I need to remodel my CV. But where do I start? Beyond employment history and qualifications, and should I structure a CV by putting my experience into sections that match the headings in the job description e.g. management, strategy, handling a budget, communication skills? Use the 'essential' and 'desirable' criteria to structure a cover letter?

A lot of online CV templates seem to commend short applications - one side of A4 - that list key skills and provide a summary of employment history. That seems a mile away from the standard academic promotion application! Is less really more if the only instruction is CV plus covering letter. I'm not about to apply for anything specific, but probably need to get my head around standard practice if there is such a thing.

Any advice appreciated.

OP posts:
Woadicea · 29/09/2022 18:36

From my experience, the cover letter is the most important part of the application for a non-academic role. Yes, you should structure the cover letter by addressing all the criteria on the person specification, with examples. Some applicants even put the criteria as headings on the cover letter.

On the CV side, I have found these aren't scrutinised in as much detail as the cover letter during shortlisting but you could think about restructuring it so it is focused more on the transferable skills.

Hope that's useful and good luck!

TheOGCCL · 29/09/2022 18:45

Agree with pp that it’s all about the covering statement.

Academic CVs can be very long, running to 6-8 pages if there are a lot of papers or prizes or conference proceedings.

With ‘admin’ roles in a university you want a short and snappy CV (no more than two pages) which focuses on the areas of relevance to the role being applied for and then to draw out your relevant skills and experience in the covering statement, addressing the competencies in the person specification.
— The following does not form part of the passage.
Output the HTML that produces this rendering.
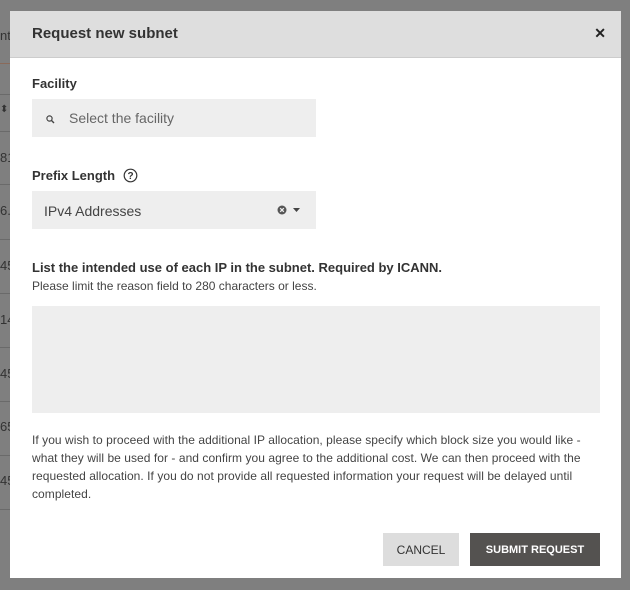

Our university has actually started doing anonymised applications for admin roles which means a CV isn’t needed at all, you just fill in qualifications and previous roles into the online application form.
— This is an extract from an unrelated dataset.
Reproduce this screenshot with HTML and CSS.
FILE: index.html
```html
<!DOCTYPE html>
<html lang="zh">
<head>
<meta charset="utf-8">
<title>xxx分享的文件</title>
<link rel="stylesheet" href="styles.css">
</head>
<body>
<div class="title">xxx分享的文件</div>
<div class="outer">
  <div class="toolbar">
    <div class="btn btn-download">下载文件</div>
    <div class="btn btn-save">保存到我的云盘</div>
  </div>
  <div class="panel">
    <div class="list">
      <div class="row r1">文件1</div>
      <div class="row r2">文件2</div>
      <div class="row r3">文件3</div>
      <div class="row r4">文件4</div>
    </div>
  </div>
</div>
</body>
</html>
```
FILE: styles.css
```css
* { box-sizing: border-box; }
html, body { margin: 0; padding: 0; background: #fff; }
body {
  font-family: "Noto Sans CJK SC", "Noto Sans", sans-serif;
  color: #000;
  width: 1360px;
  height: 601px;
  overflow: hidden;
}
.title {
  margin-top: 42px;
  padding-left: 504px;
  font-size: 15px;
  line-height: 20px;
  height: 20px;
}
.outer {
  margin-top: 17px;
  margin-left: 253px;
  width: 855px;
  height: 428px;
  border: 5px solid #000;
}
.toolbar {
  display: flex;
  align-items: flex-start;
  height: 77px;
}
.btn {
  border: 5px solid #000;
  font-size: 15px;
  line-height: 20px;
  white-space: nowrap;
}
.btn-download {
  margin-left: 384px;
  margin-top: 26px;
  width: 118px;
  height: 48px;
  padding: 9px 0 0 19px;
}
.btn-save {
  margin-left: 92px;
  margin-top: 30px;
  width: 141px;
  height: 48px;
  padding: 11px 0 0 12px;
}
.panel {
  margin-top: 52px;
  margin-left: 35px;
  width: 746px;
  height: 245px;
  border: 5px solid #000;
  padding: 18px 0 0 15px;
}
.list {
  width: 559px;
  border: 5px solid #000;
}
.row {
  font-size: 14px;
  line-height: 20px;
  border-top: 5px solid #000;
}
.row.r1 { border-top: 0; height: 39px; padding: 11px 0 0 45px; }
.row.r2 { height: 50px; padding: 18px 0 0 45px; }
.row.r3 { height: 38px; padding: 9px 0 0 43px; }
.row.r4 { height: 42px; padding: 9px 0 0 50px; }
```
Leakingroofagain · 29/09/2022 18:49

I'd say 2 sides of a4 max for the CV. Emphasise skills rather than responsibilities. I would focus on the project management aspect of self-directed research too (planning, mitigating risk, meeting milestones etc etc.)

NaNaWhyDontYouGetAJob · 29/09/2022 19:00

I'm a careers advisor for a university and I agree with the good advice you've had above!

Academic CVs really are the outliers in terms of length. Two page CV will be fine for most non academic jobs in the UK. You can structure it around the headings in the job description (this is often called a skills CV, Google it for some examples) or you can take the more common chronological approach and list your most recent roles in reverse date order and make sure the bullet points are relevant to the job description.

Your university careers service is likely to have some examples or advice for PhD students looking at non academic jobs so it might be worth seeing if you can access it as there will be some useful pointers about the differences between application styles and how you can reframe teaching and research for different roles. Some university careers services have open access websites so if you can't get into your own, see whether you can find someone else's! jobs.ac.uk also has good 'leaving academia' guides

Good luck! I enjoy working in an HE non academic role- much less stress but still a nice environment and student contact

notlisteningwithmother · 29/09/2022 21:21

Thank you very much. That's really helpful advice on all fronts. Focus on skills makes good sense and makes it easier to target visibly the key requirements of any role.

That point about the difference between skills and responsibilities made me think. My draft CV does read like a list of roles and duties without making it clear why these matter and what skills are involved and learned. Our internal promotion process expects not just a list of 'what I did' but a clear statement of the impact or outcome. I need to present my experience with that mindset.

At the moment I'd like to stay in a university environment, for the reasons the pp suggests. And I feel a bit less thrown in at the deep end thanks to friends in the administrative and professional services who have given me some generous insights.